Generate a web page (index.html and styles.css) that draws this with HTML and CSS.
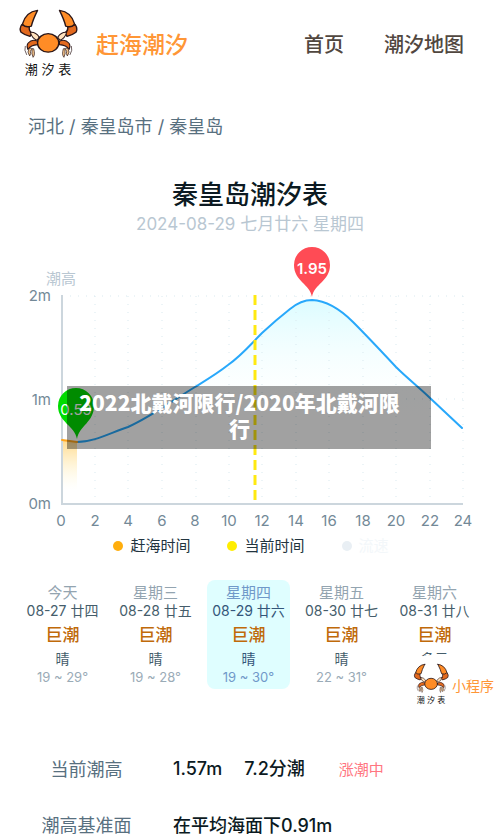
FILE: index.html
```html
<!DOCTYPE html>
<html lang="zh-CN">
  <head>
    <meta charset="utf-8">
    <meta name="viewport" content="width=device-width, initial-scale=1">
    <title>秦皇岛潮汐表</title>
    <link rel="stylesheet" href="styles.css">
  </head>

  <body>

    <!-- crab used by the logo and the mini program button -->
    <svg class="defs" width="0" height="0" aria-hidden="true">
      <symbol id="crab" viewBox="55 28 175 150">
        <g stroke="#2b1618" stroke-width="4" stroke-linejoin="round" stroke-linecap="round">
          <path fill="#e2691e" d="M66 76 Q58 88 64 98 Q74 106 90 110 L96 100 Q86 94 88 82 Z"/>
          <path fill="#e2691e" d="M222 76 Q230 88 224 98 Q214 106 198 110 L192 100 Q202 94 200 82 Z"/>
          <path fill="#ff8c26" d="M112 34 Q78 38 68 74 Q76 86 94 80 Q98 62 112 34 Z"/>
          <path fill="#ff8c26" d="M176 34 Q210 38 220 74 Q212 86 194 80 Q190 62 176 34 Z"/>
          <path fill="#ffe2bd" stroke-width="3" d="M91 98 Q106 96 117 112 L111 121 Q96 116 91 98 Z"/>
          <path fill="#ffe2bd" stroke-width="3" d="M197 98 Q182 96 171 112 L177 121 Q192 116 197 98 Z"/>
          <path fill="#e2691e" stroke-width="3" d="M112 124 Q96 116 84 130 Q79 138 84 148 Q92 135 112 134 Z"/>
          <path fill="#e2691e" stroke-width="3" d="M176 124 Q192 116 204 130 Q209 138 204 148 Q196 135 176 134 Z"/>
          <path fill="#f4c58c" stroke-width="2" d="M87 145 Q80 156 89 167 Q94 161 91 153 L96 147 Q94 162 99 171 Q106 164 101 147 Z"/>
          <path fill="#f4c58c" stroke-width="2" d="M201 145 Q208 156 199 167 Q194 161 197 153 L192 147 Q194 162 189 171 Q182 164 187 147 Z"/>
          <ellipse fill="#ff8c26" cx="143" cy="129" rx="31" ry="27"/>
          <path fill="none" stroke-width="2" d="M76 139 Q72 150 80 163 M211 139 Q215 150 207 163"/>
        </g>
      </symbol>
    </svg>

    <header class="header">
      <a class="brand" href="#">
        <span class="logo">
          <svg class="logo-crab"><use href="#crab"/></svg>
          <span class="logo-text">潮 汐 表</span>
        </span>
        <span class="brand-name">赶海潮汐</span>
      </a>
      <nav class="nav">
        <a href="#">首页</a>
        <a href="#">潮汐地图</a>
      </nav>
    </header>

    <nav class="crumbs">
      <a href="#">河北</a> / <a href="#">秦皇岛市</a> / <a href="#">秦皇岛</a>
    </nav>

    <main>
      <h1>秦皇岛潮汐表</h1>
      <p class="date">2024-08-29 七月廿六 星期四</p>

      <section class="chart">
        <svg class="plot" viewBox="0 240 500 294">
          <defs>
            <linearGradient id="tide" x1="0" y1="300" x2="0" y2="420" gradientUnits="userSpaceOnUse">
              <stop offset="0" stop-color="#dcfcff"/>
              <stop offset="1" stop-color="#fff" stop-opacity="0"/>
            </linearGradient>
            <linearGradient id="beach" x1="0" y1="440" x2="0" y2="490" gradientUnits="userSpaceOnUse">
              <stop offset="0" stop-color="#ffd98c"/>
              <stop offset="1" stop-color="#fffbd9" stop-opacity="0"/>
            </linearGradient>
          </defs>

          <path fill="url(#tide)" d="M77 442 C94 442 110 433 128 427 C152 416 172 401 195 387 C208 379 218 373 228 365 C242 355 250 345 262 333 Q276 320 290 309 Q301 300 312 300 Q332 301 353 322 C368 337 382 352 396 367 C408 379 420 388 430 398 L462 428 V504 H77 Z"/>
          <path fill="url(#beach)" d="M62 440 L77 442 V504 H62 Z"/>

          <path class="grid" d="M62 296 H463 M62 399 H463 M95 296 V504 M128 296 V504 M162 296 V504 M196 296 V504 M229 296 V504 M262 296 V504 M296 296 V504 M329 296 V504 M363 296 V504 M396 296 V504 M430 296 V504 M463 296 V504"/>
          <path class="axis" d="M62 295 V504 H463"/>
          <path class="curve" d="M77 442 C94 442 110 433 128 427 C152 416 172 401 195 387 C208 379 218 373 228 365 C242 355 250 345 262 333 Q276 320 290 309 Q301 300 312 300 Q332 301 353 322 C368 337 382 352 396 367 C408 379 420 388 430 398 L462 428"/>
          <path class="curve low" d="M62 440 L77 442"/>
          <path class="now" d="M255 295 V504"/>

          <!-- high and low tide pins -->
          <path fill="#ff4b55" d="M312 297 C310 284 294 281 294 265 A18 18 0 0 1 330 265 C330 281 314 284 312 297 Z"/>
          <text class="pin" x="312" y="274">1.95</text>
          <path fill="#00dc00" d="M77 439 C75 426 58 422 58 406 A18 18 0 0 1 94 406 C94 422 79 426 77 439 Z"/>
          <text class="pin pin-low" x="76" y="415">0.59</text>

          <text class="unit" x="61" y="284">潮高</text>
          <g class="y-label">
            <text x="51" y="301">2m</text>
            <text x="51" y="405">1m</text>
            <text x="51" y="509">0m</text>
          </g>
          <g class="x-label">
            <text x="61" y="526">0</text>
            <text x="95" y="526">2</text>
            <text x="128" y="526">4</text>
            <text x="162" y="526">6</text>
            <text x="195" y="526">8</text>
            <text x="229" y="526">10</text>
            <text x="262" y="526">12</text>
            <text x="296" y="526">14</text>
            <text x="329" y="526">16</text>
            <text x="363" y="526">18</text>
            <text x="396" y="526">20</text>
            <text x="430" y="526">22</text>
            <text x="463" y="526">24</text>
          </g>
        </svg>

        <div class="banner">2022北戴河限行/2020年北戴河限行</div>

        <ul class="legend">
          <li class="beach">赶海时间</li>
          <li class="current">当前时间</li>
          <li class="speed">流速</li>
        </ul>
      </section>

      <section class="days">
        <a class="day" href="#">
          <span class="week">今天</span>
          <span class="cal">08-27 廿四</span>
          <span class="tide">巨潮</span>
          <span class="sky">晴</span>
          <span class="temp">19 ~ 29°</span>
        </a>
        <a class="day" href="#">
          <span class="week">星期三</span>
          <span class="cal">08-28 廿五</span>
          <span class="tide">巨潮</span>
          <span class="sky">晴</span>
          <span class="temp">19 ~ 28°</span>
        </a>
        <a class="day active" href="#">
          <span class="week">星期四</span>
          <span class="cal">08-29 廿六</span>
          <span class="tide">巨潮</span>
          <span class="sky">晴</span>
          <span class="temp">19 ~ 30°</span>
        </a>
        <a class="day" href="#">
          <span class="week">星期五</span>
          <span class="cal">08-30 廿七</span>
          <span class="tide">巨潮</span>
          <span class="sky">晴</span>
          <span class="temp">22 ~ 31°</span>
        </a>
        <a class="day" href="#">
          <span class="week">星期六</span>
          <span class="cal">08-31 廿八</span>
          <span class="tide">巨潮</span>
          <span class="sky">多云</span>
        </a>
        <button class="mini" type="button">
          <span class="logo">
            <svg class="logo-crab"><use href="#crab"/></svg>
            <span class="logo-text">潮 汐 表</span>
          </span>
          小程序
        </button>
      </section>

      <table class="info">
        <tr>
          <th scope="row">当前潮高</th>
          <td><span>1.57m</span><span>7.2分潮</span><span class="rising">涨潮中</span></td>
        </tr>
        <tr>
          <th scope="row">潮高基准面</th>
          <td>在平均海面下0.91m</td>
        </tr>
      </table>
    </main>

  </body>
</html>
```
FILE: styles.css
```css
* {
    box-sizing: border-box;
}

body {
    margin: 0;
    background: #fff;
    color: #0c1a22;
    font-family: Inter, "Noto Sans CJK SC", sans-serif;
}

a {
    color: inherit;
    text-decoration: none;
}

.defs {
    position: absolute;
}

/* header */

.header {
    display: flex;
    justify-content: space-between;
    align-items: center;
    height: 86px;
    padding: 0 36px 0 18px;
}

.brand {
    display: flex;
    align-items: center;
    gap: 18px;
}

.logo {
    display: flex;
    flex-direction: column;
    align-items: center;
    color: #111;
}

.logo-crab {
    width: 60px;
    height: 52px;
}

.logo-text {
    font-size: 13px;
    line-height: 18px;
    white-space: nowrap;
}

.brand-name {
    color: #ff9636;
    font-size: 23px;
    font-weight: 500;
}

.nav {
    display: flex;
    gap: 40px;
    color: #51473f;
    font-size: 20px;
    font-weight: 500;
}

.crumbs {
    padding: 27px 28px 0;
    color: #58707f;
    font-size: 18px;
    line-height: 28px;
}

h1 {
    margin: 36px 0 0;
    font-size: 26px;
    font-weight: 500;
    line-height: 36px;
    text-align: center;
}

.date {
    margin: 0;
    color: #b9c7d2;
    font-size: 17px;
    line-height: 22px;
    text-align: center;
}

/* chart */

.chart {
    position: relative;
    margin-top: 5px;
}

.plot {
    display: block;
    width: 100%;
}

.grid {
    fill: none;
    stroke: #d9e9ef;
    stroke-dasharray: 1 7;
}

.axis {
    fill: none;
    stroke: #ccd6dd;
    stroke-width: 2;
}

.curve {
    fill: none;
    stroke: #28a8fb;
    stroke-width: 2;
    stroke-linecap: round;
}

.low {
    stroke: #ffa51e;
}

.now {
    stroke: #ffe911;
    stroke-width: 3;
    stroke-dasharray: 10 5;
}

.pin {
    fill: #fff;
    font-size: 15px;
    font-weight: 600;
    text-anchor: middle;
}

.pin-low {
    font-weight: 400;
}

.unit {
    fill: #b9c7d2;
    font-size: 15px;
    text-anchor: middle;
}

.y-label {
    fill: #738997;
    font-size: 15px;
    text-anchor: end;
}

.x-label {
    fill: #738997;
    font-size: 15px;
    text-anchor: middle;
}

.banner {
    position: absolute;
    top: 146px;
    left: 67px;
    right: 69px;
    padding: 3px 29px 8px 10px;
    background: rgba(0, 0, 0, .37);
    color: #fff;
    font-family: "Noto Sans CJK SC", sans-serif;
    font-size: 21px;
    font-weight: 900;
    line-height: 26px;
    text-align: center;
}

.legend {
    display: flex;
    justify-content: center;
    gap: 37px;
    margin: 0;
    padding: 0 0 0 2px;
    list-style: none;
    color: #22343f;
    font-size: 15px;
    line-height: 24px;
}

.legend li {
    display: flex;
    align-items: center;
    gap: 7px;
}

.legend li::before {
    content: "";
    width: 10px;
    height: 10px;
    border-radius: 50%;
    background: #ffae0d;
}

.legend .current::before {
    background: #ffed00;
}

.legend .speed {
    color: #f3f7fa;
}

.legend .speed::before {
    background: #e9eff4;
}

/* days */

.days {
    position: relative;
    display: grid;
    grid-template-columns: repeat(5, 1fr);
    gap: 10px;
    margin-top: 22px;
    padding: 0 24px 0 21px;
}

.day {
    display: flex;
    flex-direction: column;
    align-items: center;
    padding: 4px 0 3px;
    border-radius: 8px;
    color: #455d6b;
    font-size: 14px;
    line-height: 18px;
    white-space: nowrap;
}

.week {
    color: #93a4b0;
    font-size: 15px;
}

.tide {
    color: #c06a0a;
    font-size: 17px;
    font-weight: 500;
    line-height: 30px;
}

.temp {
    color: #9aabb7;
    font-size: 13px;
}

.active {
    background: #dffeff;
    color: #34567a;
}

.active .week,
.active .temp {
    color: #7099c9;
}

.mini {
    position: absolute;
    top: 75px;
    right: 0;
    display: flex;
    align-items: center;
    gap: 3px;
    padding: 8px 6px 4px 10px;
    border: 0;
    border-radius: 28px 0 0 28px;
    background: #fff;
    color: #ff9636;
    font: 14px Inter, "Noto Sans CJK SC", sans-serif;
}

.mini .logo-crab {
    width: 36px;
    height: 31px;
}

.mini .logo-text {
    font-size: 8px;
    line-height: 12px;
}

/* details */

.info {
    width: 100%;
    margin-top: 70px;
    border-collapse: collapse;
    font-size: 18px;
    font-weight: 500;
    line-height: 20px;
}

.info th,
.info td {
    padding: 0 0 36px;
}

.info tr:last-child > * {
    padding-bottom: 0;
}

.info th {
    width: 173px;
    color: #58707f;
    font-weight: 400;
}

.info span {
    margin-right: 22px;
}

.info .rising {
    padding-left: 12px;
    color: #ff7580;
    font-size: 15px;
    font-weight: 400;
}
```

◇ ◇ ◇ ◇ ◇ ◇ ◇

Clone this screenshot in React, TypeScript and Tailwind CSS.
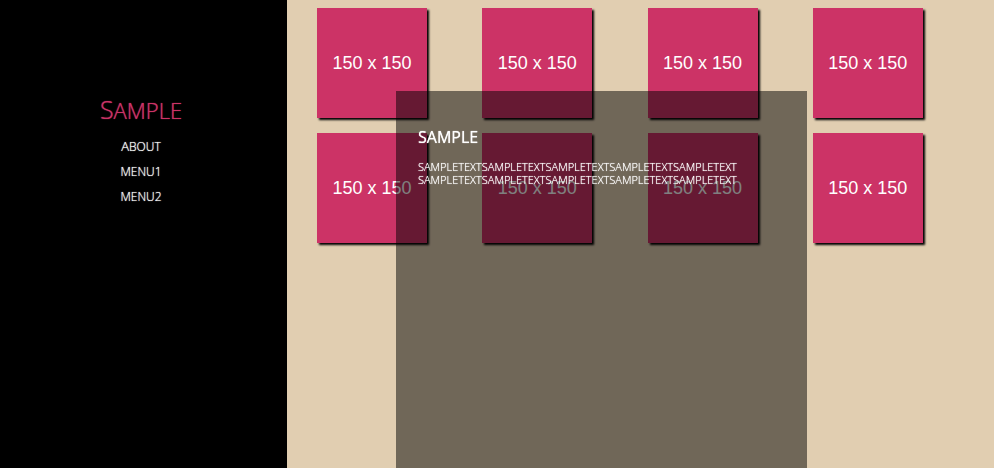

◇ ◇ ◇ ◇ ◇ ◇ ◇

Task to carry out:
Look for the word "styles" in every line of the listing and copy the lines that have it.

Finished answer:
Generate a web page (index.html and styles.css) that draws this with HTML and CSS.
    <link rel="stylesheet" href="styles.css">
FILE: styles.css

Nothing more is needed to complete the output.